There are three main ways people bypass limits using multiple exchanges:

  • Nested exchanges - These aren’t full exchanges. They’re middlemen. You deposit crypto into them, and they trade on your behalf using accounts on bigger platforms like Kraken or OKX. The problem? Many don’t do KYC. They don’t ask for ID. They don’t track your source of funds. That makes them perfect for hiding dirty money.
  • Non-compliant exchanges - Some platforms operate in countries with weak or no sanctions enforcement. Others are outright rogue. These exchanges openly accept funds from sanctioned individuals or entities. In 2025, U.S. authorities shut down Garantex, a major exchange tied to Russian-linked laundering. Within days, its operators launched Grinex - a direct successor built to keep the same services alive. Grinex even advertised itself as "the new Garantex".
  • Decentralized exchanges (DEXs) - Unlike centralized platforms, DEXs like Uniswap or PancakeSwap don’t hold your money. You trade directly from your wallet. No sign-up. No ID. No oversight. That’s great for privacy - but also perfect for criminals moving stolen funds or ransomware payments without a paper trail.

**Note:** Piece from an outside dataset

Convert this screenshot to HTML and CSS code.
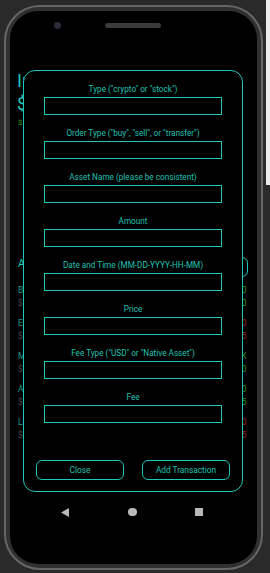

These aren’t theoretical risks. In 2025, the U.S. Treasury’s OFAC designated Grinex as a sanctioned entity. That means any U.S. citizen or business interacting with it is breaking federal law - even if they didn’t know who they were dealing with.

The Hidden Dangers

Using multiple exchanges sounds harmless until something goes wrong. Here’s what you might not realize:

  • You lose control - With nested exchanges, you’re trusting someone else with your assets. If they get hacked, go offline, or get shut down by regulators, your funds vanish. No recourse. No insurance.
  • Your wallet gets flagged - Blockchain analysis tools can trace every transaction. If one exchange you used is flagged, any wallet that ever sent or received funds from it may be added to a watchlist. That means future transfers get blocked - even if you’re innocent.
  • You become a target - Criminals use these systems to launder money. When law enforcement traces a ransomware payment back through five exchanges, they don’t just arrest the hacker. They freeze wallets of everyone who touched that chain. You don’t need to be guilty to get caught in the net.

Think of it like this: if you use a fake ID to rent a car and then drive it into a bank robbery, you didn’t plan the crime - but you’re still the getaway driver.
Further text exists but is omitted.